Many luxurious resorts and farms have mushroomed in the hills surrounding Ooty offering stays that range from decadent to cramped to lush with nature. The aged colonial bungalows boast of ‘teleporting chimneys’ which take you back to the era of sahibs** drinking whiskey in bow-ties on horseback while strutting to the admiration of exquisite mem-sahibs**!
The real beauty of this place however, is unravelled when you step into the wilderness that surrounds and abounds. The Nil-giris translates to the Blue Hills; and when seen in the distance, appear to be shrouded in a blue-ish tinge. This probably comes from the widespread violet Kurinji flowers which bloom precociously every 12 years.

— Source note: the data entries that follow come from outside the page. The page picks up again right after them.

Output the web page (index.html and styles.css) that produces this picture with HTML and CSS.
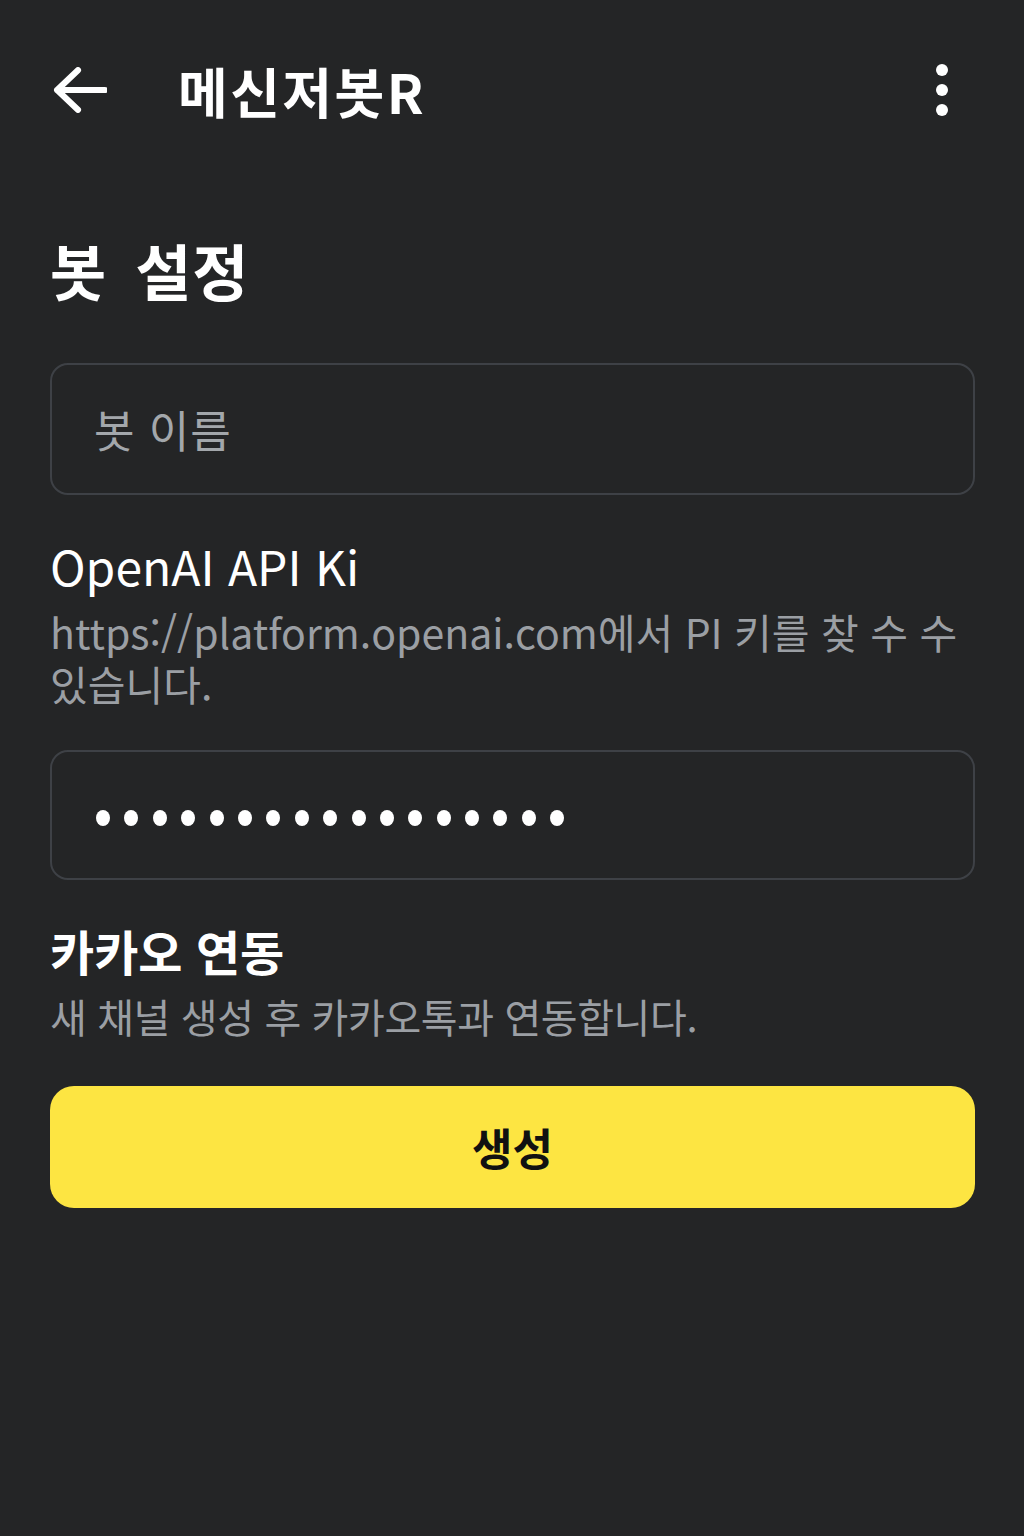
FILE: index.html
```html
<!DOCTYPE html>
<html lang="ko">
<head>
  <meta charset="UTF-8" />
  <meta name="viewport" content="width=device-width, initial-scale=1" />
  <title>메신저봇R</title>
  <link rel="stylesheet" href="styles.css">
</head>
<body>

  <header class="top-bar">
    <button class="icon-btn back-btn" title="뒤로">
      <svg viewBox="0 0 52 44" class="back-icon">
        <path d="M4 22 H50 M24 3 L4 22 L24 41" />
      </svg>
    </button>
    <div class="app-title">메신저봇R</div>
    <button class="icon-btn more-btn" title="더보기">
      <span class="dot"></span>
      <span class="dot"></span>
      <span class="dot"></span>
    </button>
  </header>

  <main class="content">
    <h1 class="page-title">봇 설정</h1>

    <div class="field">
      <span class="placeholder">봇 이름</span>
    </div>

    <div class="label">OpenAI API Ki</div>
    <p class="help">https://platform.openai.com에서 PI 키를 찾 수 수 있습니다.</p>

    <div class="field field-key">
      <span class="pw"></span><span class="pw"></span><span class="pw"></span><span class="pw"></span><span class="pw"></span><span class="pw"></span><span class="pw"></span><span class="pw"></span><span class="pw"></span><span class="pw"></span><span class="pw"></span><span class="pw"></span><span class="pw"></span><span class="pw"></span><span class="pw"></span><span class="pw"></span><span class="pw"></span>
    </div>

    <h2 class="section-title">카카오 연동</h2>
    <p class="help help-single">새 채널 생성 후 카카오톡과 연동합니다.</p>

    <button class="create-btn">생성</button>
  </main>

</body>
</html>
```

FILE: styles.css
```css
* {
  margin: 0;
  padding: 0;
  box-sizing: border-box;
}
body {
  background-color: #242526;
  color: #fff;
  font-family: "Noto Sans CJK KR", "Noto Sans", sans-serif;
}
.top-bar {
  display: flex;
  align-items: center;
  height: 100px;
  margin-top: 40px;
  padding: 0 62px 0 52px;
}
.icon-btn {
  background: none;
  border: none;
  cursor: pointer;
  display: flex;
  align-items: center;
  justify-content: center;
}
.back-btn {
  width: 56px;
  height: 56px;
}
.back-icon {
  width: 54px;
  height: 46px;
  fill: none;
  stroke: #fff;
  stroke-width: 6;
  stroke-linecap: round;
  stroke-linejoin: round;
}
.app-title {
  margin-left: 70px;
  font-size: 54px;
  font-weight: 700;
  letter-spacing: 2.5px;
  flex: 1;
}
.more-btn {
  flex-direction: column;
  gap: 8px;
  width: 40px;
  height: 60px;
}
.more-btn .dot {
  width: 12px;
  height: 12px;
  border-radius: 50%;
  background-color: #fff;
}
.content {
  padding: 0 49px 0 50px;
}
.page-title {
  margin-top: 94px;
  font-size: 61px;
  font-weight: 700;
  line-height: 72px;
  letter-spacing: 1px;
  word-spacing: 10px;
}
.field {
  margin-top: 57px;
  height: 132px;
  border: 2px solid #3e4146;
  border-radius: 18px;
  display: flex;
  align-items: center;
  padding-left: 42px;
}
.placeholder {
  font-size: 44px;
  color: #a3a7ab;
  letter-spacing: 1px;
}
.label {
  margin-top: 42px;
  font-size: 48px;
  line-height: 56px;
}
.help {
  margin-top: 12px;
  font-size: 41px;
  line-height: 52px;
  color: #9b9fa4;
}
.field-key {
  margin-top: 41px;
  height: 130px;
  gap: 14.4px;
  padding-left: 44px;
  padding-top: 6px;
}
.pw {
  width: 14px;
  height: 16px;
  border-radius: 50%;
  background-color: #fff;
}
.section-title {
  margin-top: 40px;
  font-size: 48px;
  font-weight: 700;
  line-height: 60px;
}
.help-single {
  margin-top: 10px;
  font-size: 40px;
  letter-spacing: -0.4px;
}
.create-btn {
  display: block;
  width: 100%;
  margin-top: 44px;
  height: 122px;
  border: none;
  border-radius: 24px;
  background-color: #fde542;
  color: #111;
  font-family: inherit;
  font-size: 44px;
  font-weight: 700;
  cursor: pointer;
}
```
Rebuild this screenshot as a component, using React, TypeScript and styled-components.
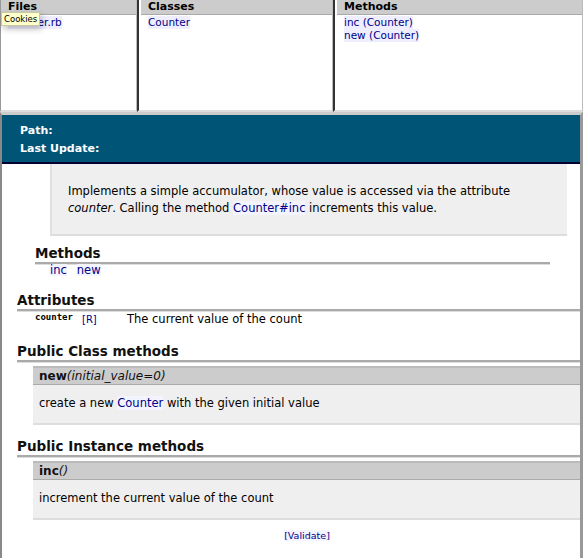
import styled, { createGlobalStyle } from "styled-components"

const Global = createGlobalStyle`
    html, body {
        margin: 0;
        padding: 0;
        background: #ffffff;
        font-family: "DejaVu Sans", Verdana, sans-serif;
        color: #000000;
    }
`

const Page = styled.div`
    width: 583px;
    height: 558px;
    overflow: hidden;
    display: flex;
    flex-direction: column;
`

const Frames = styled.div`
    display: flex;
    height: 112px;
    flex-shrink: 0;
`

const Pane = styled.div<{ $w: number }>`
    width: ${p => p.$w}px;
    flex-shrink: 0;
    box-sizing: border-box;
    border-left: 2px solid #333333;
    border-right: 1px solid #bbbbbb;
    border-bottom: 2px solid #dddddd;
    padding-left: 2px;
    position: relative;
    &:first-child {
        border-left: 1px solid #999999;
        padding-left: 0;
    }
`

const PaneTitle = styled.div`
    background: #cccccc;
    font-weight: bold;
    font-size: 11px;
    line-height: 14px;
    padding-left: 7px;
    border-bottom: 1px solid #aaaaaa;
`

const PaneList = styled.div`
    display: flex;
    flex-direction: column;
    align-items: flex-start;
    padding: 1px 0 0 7px;
`

const PaneLink = styled.a`
    color: #000088;
    font-size: 10.5px;
    line-height: 13px;
    background: #eeeeff;
    text-decoration: none;
`

const Tooltip = styled.div`
    position: absolute;
    left: 0;
    top: 12px;
    background: #ffffcc;
    border: 1px solid #c8c8a0;
    font-size: 8.5px;
    line-height: 12px;
    padding: 0 2px;
    box-shadow: 2px 3px 6px rgba(0, 0, 0, 0.25);
`

const Main = styled.div`
    flex: 1;
    border-left: 2px solid #888888;
    border-right: 3px solid #999999;
    border-top: 3px solid #cccccc;
`

const Banner = styled.div`
    background: #005577;
    color: #ffffff;
    border-bottom: 2px solid #000033;
    padding: 7px 0 4px 18px;
    font-size: 11px;
    font-weight: bold;
    line-height: 18px;
`

const Description = styled.div`
    margin: 0 13px 0 48px;
    background: #efefef;
    border-left: 2px solid #e0e0e0;
    border-bottom: 2px solid #dddddd;
    padding: 19px 16px 17px 16px;
    font-size: 11.5px;
    line-height: 17px;
`

const Link = styled.a`
    color: #000088;
    text-decoration: none;
    background: #f4f4ff;
`

const Heading = styled.h3<{ $indent: number; $right: number; $top: number }>`
    margin: ${p => p.$top}px ${p => p.$right}px 0 ${p => p.$indent}px;
    font-size: 13.5px;
    line-height: 17px;
    font-weight: bold;
    color: #111111;
    border-bottom: 2px solid #aaaaaa;
    box-shadow: 0 1px 0 #dddddd;
`

const MethodLinks = styled.div`
    display: flex;
    gap: 10px;
    padding: 0 0 2px 48px;
    font-size: 11.5px;
    line-height: 12px;
`

const AttrRow = styled.div`
    display: flex;
    align-items: baseline;
    padding: 1px 0 2px 33px;
    font-size: 11.5px;
    line-height: 14px;
`

const AttrName = styled.span`
    font-family: "DejaVu Sans Mono", monospace;
    font-weight: bold;
    font-size: 9px;
    width: 47px;
    position: relative;
    top: -3px;
`

const AttrRw = styled.span`
    color: #000088;
    font-size: 10px;
    width: 45px;
`

const MethodBox = styled.div`
    margin: 4px 0 0 31px;
    background: #efefef;
    border-bottom: 2px solid #dddddd;
`

const MethodHead = styled.div`
    background: #cccccc;
    border-top: 2px solid #bbbbbb;
    border-bottom: 1px solid #aaaaaa;
    padding: 0 6px;
    font-size: 12px;
    line-height: 16px;
    font-weight: bold;
    color: #111111;
    em {
        font-weight: normal;
    }
`

const MethodBody = styled.div`
    padding: 11px 6px 12px 6px;
    font-size: 11.5px;
    line-height: 15px;
`

const Footer = styled.div`
    text-align: center;
    padding-top: 10px;
    font-size: 9.5px;
    line-height: 12px;
    padding-left: 32px;
`

export default function App() {
    return (
        <Page>
            <Global />
            <Frames>
                <Pane $w={137}>
                    <PaneTitle>Files</PaneTitle>
                    <PaneList>
                        <PaneLink>counter.rb</PaneLink>
                    </PaneList>
                    <Tooltip>Cookies</Tooltip>
                </Pane>
                <Pane $w={196}>
                    <PaneTitle>Classes</PaneTitle>
                    <PaneList>
                        <PaneLink>Counter</PaneLink>
                    </PaneList>
                </Pane>
                <Pane $w={250}>
                    <PaneTitle>Methods</PaneTitle>
                    <PaneList>
                        <PaneLink>inc (Counter)</PaneLink>
                        <PaneLink>new (Counter)</PaneLink>
                    </PaneList>
                </Pane>
            </Frames>
            <Main>
                <Banner>
                    <div>Path:</div>
                    <div>Last Update:</div>
                </Banner>
                <Description>
                    Implements a simple accumulator, whose value is accessed via the attribute{" "}
                    <em>counter</em>. Calling the method <Link>Counter#inc</Link> increments this value.
                </Description>
                <Heading $indent={33} $right={30} $top={9}>Methods</Heading>
                <MethodLinks>
                    <Link>inc</Link>
                    <Link>new</Link>
                </MethodLinks>
                <Heading $indent={15} $right={0} $top={14}>Attributes</Heading>
                <AttrRow>
                    <AttrName>counter</AttrName>
                    <AttrRw>[R]</AttrRw>
                    <span>The current value of the count</span>
                </AttrRow>
                <Heading $indent={15} $right={0} $top={14}>Public Class methods</Heading>
                <MethodBox>
                    <MethodHead>new<em>(initial_value=0)</em></MethodHead>
                    <MethodBody>
                        create a new <Link>Counter</Link> with the given initial value
                    </MethodBody>
                </MethodBox>
                <Heading $indent={15} $right={0} $top={13}>Public Instance methods</Heading>
                <MethodBox>
                    <MethodHead>inc<em>()</em></MethodHead>
                    <MethodBody>increment the current value of the count</MethodBody>
                </MethodBox>
                <Footer>
                    <Link>[Validate]</Link>
                </Footer>
            </Main>
        </Page>
    )
}
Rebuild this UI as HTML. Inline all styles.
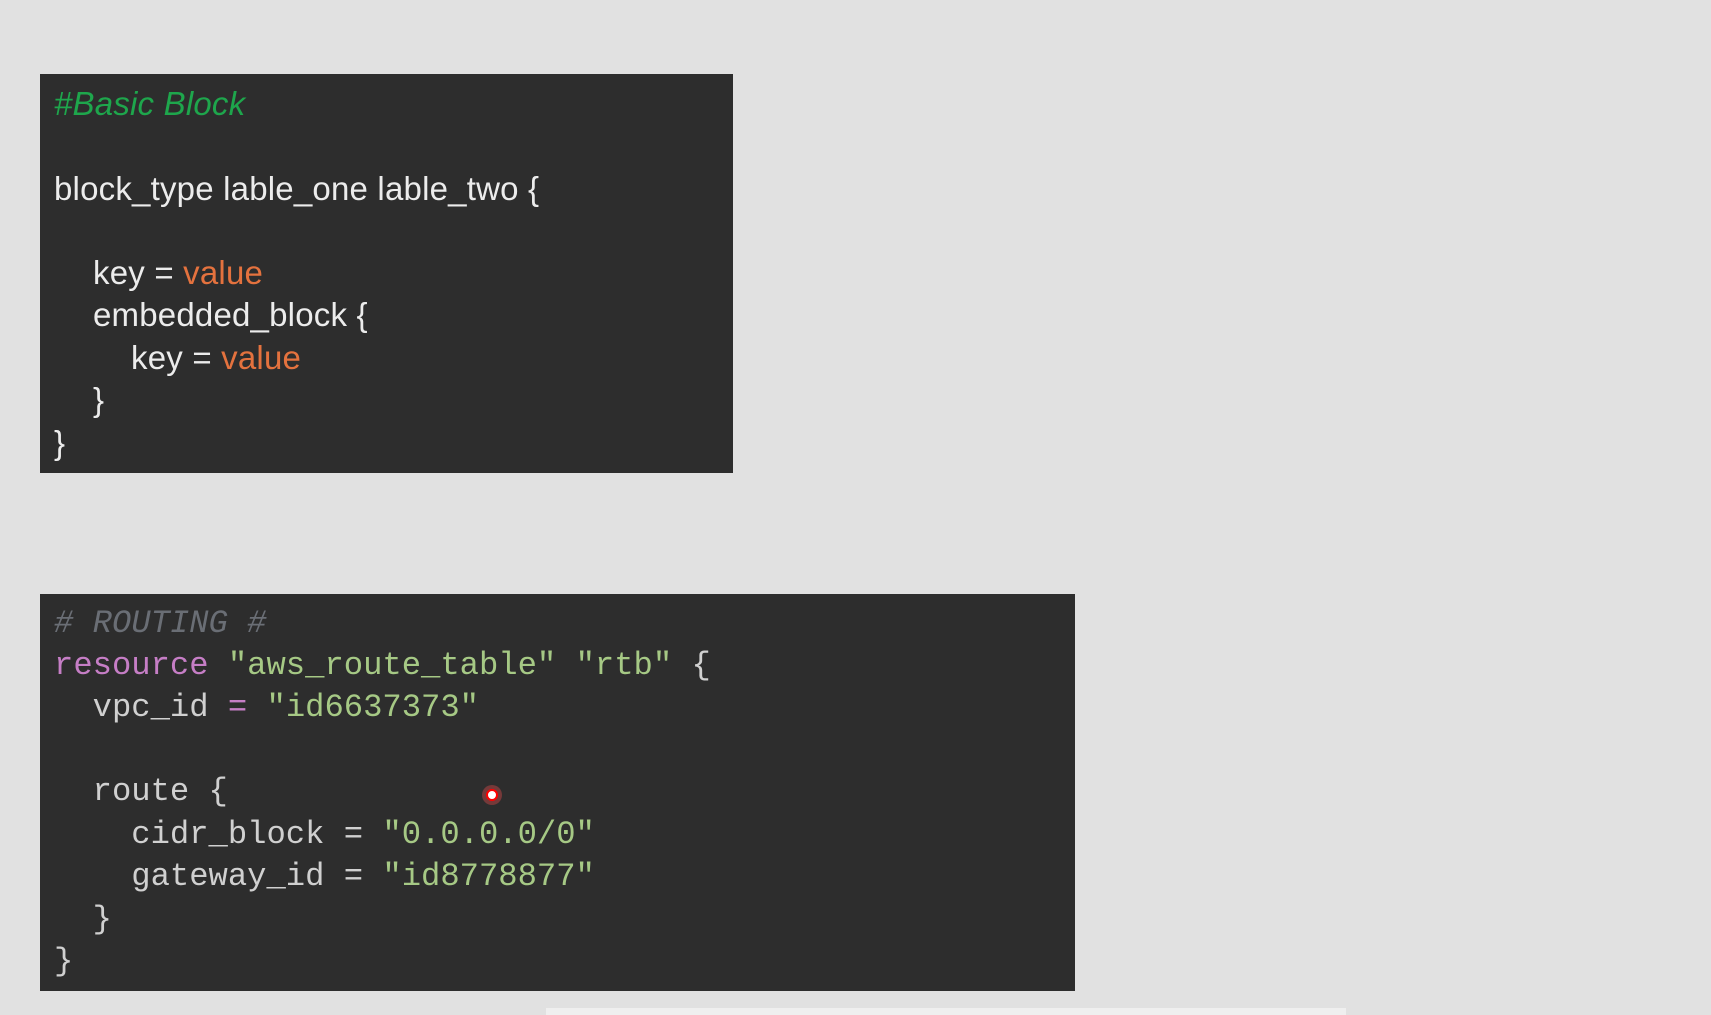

The Nilgiri Biosphere Reserve, a UNESCO World Heritage Site, with its seven national parks and wildlife sanctuaries encompasses this place. There are approx. 8 major lakes which are accessible from Ooty; most are drivable, some hike-able. The river Pykara and the lake formed by damming it lie within the Mukurthi National Park and are breath-taking. Only 25-odd vehicular passes are issued per day, so better be pro-active! And wouldn’t you wanna visit lakes called Emerald and Avalanche?
**Sahib/Mem-Sahib: Literally translated to Sir/Madam. Colloquially referring to Sir, Master —used especially among the native inhabitants of colonial India when addressing or speaking of a European of some social or official status.